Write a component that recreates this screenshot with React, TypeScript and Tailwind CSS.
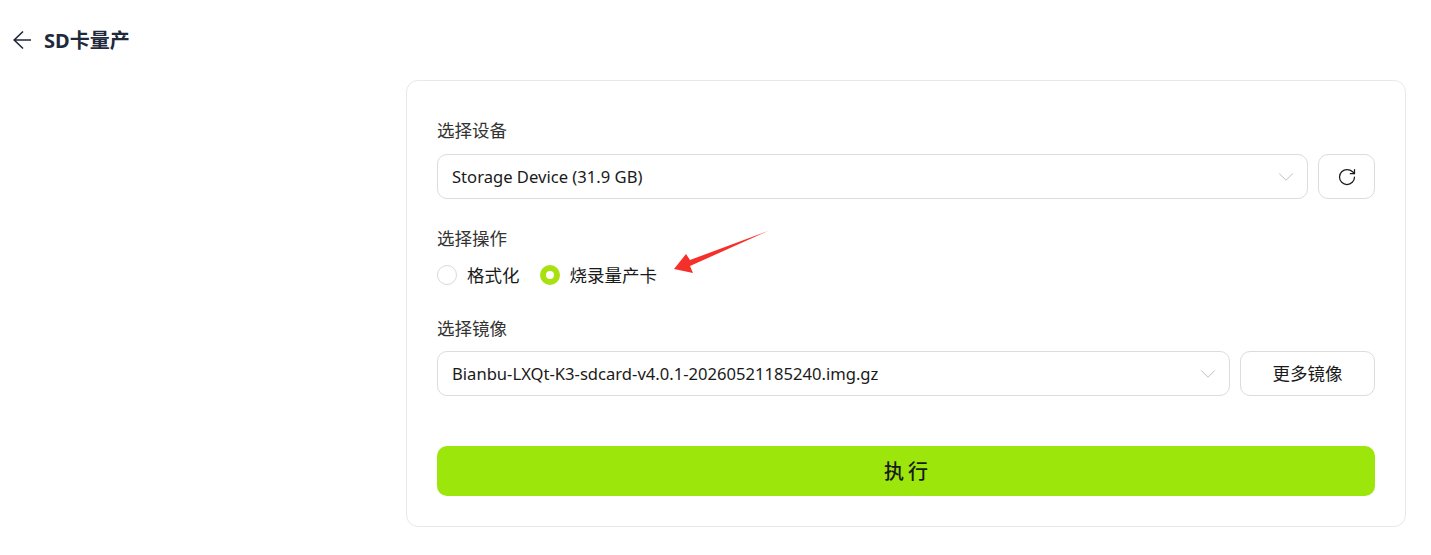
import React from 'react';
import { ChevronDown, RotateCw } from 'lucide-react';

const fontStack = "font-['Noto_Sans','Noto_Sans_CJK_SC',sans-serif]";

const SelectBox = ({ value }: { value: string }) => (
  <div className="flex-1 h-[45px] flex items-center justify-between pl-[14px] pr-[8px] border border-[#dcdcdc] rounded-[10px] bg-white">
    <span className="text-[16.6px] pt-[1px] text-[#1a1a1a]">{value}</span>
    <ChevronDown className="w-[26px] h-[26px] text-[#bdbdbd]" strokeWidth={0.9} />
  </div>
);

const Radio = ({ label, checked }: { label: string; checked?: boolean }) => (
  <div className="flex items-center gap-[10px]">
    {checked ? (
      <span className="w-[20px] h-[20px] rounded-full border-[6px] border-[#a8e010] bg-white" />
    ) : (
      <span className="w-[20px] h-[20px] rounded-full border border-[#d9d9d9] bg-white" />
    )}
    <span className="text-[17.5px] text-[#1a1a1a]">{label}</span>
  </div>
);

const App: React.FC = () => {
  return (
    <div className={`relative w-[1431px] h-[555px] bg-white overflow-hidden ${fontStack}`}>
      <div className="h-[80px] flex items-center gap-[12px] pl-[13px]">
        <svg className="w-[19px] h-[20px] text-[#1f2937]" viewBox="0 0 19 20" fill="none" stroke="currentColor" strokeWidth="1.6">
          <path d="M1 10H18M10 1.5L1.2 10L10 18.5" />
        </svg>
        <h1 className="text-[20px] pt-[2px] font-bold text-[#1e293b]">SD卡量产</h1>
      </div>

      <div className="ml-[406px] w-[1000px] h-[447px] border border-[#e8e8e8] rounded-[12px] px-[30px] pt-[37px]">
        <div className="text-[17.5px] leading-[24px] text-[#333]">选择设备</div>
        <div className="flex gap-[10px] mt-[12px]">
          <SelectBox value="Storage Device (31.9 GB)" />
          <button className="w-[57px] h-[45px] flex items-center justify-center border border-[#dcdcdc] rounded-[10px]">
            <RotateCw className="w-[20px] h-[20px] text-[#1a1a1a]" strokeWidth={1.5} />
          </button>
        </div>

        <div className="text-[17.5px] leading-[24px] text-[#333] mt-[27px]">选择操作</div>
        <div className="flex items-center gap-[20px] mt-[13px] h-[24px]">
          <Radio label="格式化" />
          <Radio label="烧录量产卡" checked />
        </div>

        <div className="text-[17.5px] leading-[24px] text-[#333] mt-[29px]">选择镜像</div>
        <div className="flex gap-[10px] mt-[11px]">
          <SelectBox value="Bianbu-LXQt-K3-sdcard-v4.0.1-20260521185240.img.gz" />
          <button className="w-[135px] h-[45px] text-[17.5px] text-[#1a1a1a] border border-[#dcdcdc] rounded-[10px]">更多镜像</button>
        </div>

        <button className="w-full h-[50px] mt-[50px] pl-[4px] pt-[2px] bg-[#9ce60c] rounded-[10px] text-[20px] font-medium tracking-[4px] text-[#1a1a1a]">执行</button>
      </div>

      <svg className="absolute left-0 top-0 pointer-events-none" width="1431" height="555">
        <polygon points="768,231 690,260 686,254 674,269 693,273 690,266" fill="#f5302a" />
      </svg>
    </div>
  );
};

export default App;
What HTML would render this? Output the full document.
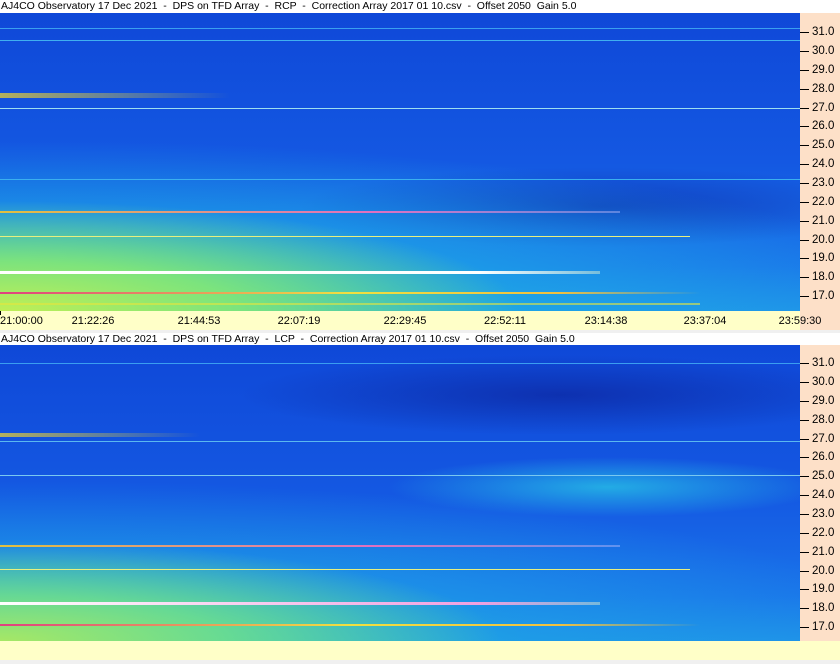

============================================================

How many lines of the entries above hold the string "this"? Reply with the number alone.

Complete answer
2